Speaking of the Group of 88, one of their lower-profile figures made an appearance last week, in a high-profile case. Laura Edwards was one of 23 historians to sign an amicus brief in Gill v. OPM, a court case challenging Section 3 of DOMA. (Section 3 requires the federal government to treat all married same-sex couples as legal strangers under federal law.) To my knowledge, this filing was the first joint document on a legal matter that Edwards had signed since the Group statement in 2006, in which she and her fellow signatories asserted that something “happened” to false accuser Crystal Mangum; and the clarifying statement of 2007, in which she and her fellow signatories announced that they “appreciate[d] the efforts of those who used the attention the incident generated to raise issues of discrimination and violence,” the stated purpose of the potbangers’ “castrate” protest.
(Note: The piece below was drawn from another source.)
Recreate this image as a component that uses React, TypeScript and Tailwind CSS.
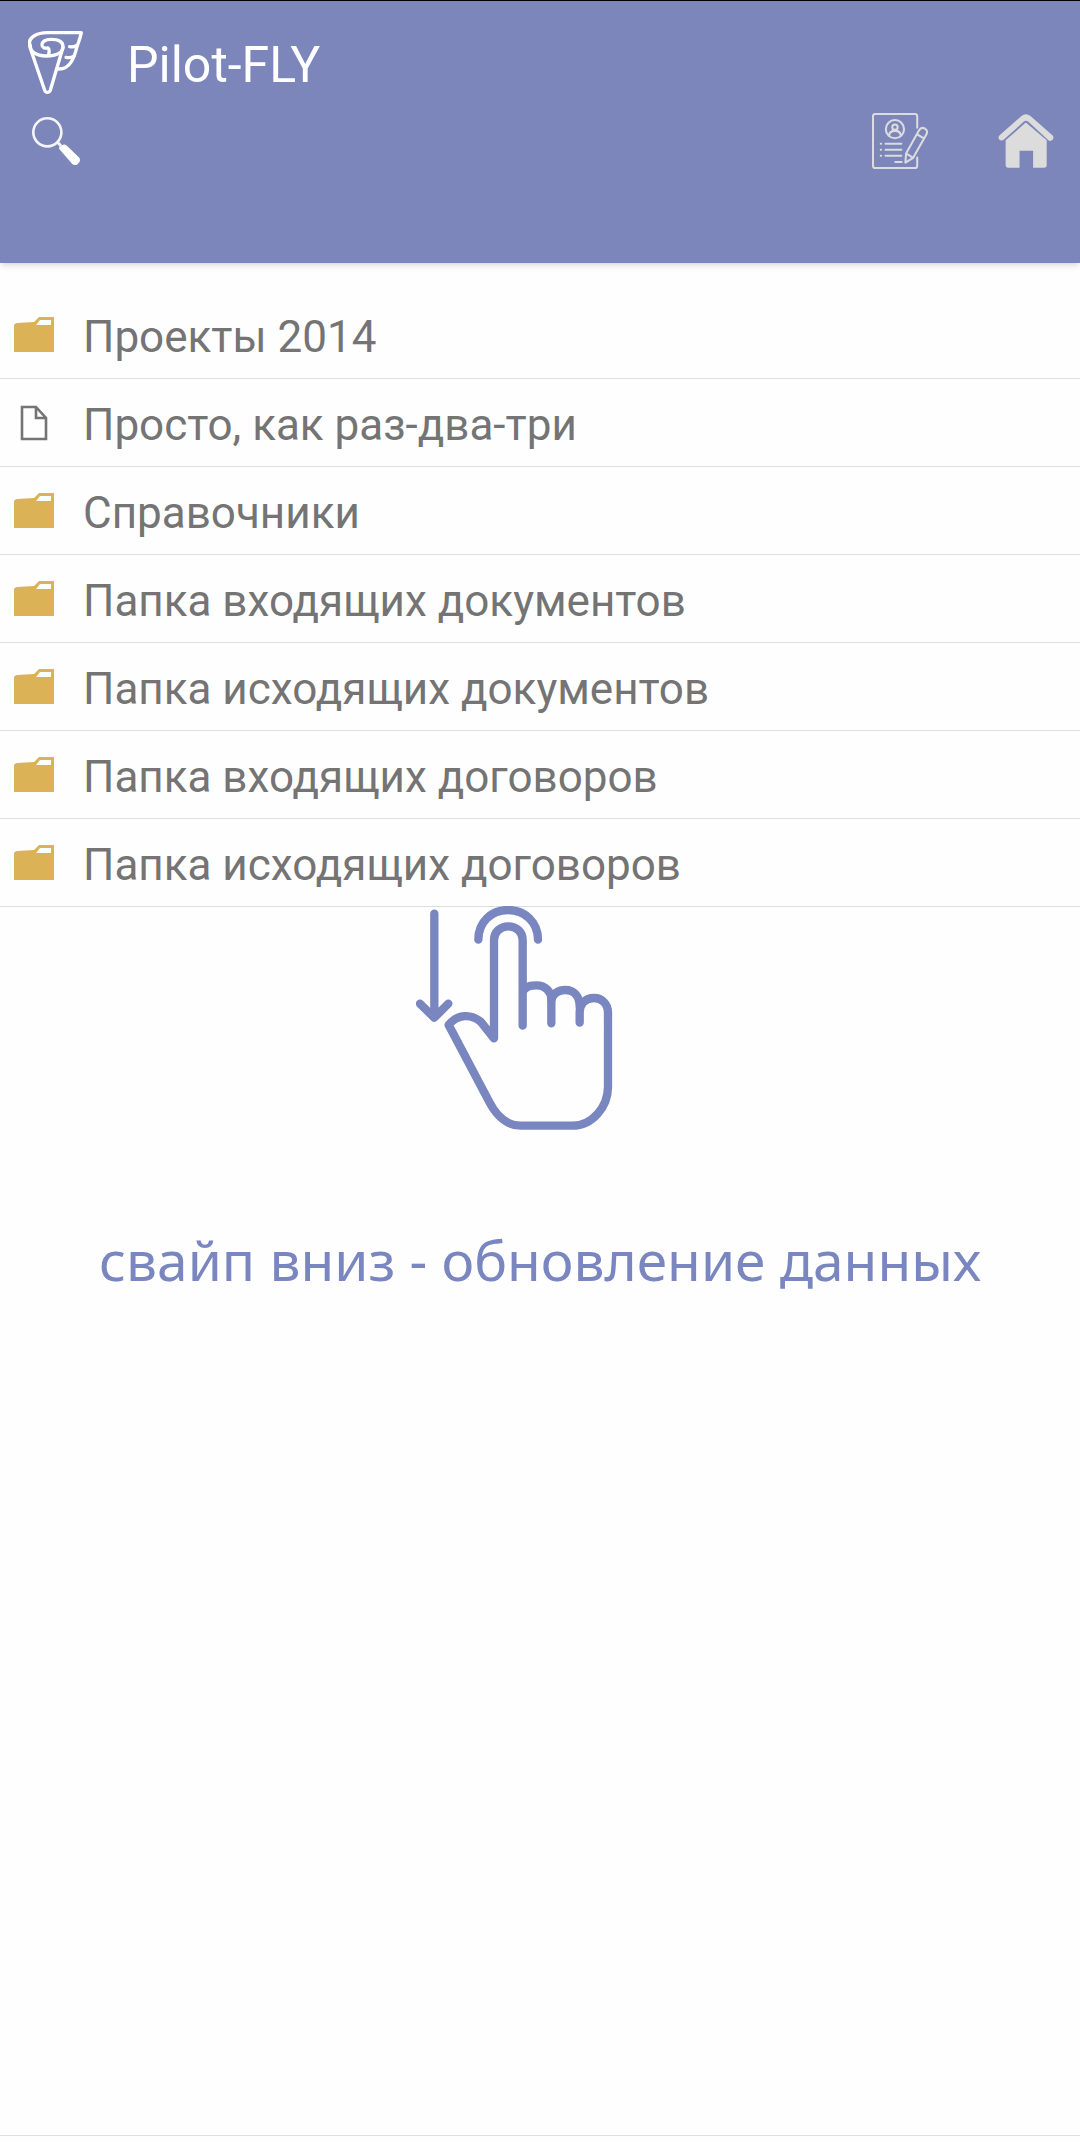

As a major civil rights challenge, Gill is the sort of case in which historians could make a contribution, partly because claims made by advocates of the law are historically shaky, partly because DOMA was all but historically unprecedented (the Supreme Court has sometimes taken a more skeptical view of laws that target minority groups and lack historical precedent). But it was remarkable to see a Group of 88 member—someone who proudly thumbed her nose at basic principles of due process in 2006 and 2007—boldly embracing due process in 2011. It would be a little like a longtime ACLU activist signing onto a brief defending Guantánamo Bay.
A charitable person might suggest that Prof. Edwards, having so massively misjudged the lacrosse case, has become unusually sensitive in its aftermath to violations of due process. A more cynical observer might conclude that Prof. Edwards’ concern with due process depends solely on the race, gender, or sexual orientation of the affected parties.
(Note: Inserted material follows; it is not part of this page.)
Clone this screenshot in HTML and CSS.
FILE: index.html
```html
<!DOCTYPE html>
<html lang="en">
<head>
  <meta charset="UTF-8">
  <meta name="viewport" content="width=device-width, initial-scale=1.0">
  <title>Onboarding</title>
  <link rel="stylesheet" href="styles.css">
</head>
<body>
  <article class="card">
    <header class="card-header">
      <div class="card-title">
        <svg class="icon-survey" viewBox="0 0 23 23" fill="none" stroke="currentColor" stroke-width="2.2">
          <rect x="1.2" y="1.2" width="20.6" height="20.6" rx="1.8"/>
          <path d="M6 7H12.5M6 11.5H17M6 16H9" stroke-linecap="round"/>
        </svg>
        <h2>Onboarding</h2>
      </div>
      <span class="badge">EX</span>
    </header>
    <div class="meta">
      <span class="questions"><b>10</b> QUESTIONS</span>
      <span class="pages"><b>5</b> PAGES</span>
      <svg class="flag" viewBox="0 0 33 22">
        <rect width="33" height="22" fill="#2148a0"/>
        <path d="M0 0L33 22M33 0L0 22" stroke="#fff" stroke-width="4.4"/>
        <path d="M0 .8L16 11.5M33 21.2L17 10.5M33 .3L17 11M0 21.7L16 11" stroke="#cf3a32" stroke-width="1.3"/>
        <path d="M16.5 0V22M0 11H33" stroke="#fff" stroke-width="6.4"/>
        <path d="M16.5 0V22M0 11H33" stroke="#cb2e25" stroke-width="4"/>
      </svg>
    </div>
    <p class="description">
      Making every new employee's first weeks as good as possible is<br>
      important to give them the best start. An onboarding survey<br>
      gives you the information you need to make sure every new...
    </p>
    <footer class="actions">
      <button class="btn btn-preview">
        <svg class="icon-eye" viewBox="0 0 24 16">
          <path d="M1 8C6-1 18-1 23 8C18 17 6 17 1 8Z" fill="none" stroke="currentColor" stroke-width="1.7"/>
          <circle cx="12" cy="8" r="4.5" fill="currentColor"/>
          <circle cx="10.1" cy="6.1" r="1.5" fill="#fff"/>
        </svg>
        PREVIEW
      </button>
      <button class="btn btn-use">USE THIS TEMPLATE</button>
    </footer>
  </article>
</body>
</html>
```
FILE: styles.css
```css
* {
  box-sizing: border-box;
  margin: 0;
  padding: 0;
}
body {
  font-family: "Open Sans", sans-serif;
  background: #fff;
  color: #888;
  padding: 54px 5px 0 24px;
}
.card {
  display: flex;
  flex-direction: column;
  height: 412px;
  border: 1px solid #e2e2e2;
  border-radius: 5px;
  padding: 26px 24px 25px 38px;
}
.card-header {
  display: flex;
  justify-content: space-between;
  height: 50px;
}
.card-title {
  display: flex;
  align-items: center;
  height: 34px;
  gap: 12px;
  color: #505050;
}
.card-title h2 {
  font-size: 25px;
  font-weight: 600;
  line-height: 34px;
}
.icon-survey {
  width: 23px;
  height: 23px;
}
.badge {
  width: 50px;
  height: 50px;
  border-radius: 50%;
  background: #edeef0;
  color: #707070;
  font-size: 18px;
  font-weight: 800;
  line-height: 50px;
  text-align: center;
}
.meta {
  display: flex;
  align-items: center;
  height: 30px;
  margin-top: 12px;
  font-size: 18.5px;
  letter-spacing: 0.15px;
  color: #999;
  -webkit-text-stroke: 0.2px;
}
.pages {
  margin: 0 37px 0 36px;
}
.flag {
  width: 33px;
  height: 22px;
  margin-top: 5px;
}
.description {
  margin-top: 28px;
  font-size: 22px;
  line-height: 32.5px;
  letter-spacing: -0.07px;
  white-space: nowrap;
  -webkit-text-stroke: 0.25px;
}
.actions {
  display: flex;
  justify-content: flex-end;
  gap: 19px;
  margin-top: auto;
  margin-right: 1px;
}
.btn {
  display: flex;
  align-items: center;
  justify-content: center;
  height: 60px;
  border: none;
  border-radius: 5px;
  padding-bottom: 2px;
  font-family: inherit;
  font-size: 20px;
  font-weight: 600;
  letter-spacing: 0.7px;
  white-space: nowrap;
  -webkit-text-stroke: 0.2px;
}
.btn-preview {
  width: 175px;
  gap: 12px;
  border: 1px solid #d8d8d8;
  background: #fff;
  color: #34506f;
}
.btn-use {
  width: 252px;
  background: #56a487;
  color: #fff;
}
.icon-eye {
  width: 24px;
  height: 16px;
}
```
Finally, for the latest high-profile case involving college athletics—the arrest of a former Penn State defensive coordinator for widespread sexual abuse of young boys, and the arrest of the university’s AD for allegedly lying to the grand jury investigating the affair—Dan Wetzel’s column expresses my sentiments about the university's conduct more effectively than I could.
But one comment on media coverage of the case. In Sunday’s New York Times, Mark Viera (whose sports reporting I enjoy) wrote the following, regarding the record of Penn State football coach Joe Paterno: “A grand jury said that when Mr. Paterno learned of one allegation of abuse in 2002, he immediately reported it to Mr. Curley. The grand jury did not implicate Mr. Paterno in any wrongdoing, though it was unclear if he ever followed up on his initial conversation with Mr. Curley or tried to alert the authorities himself.
In fact, the grand jury report said something quite different. Here’s the relevant excerpt:
“Immediately,” it would seem to me, means immediately—not the next day. And given that the grand jury report—a report that lays out exactly who reported what, and when, to authorities—makes no mention of Paterno ever reporting the charges to authorities, saying that it’s “unclear” whether Paterno “tried to alert the authorities himself” strikes me as an unusually charitable interpretation of events.
In the lacrosse case, the Times failed because of bias—its editors and chief case reporter, Duff Wilson, embraced a narrative that implied it was the paper’s job to bend over backwards to prop up Nifong’s case. But the paper also failed because sports reporters too often are not sufficiently up to speed about basic legal procedure.
[Update, Monday, 11.23am: In today's Times, Viera has a follow-up story, containing a damning quote from the law school dean emeritus of Duquesne on Paterno's failed moral obligations in the case. The article no longer claims that Paterno immediately reported the allegations to his superiors. There also is no indication that PSU president Graham Spanier plans to resign as a result of the scandal. It seems hard to imagine he could stay on--but, then again, Richard Brodhead is still president of Duke.]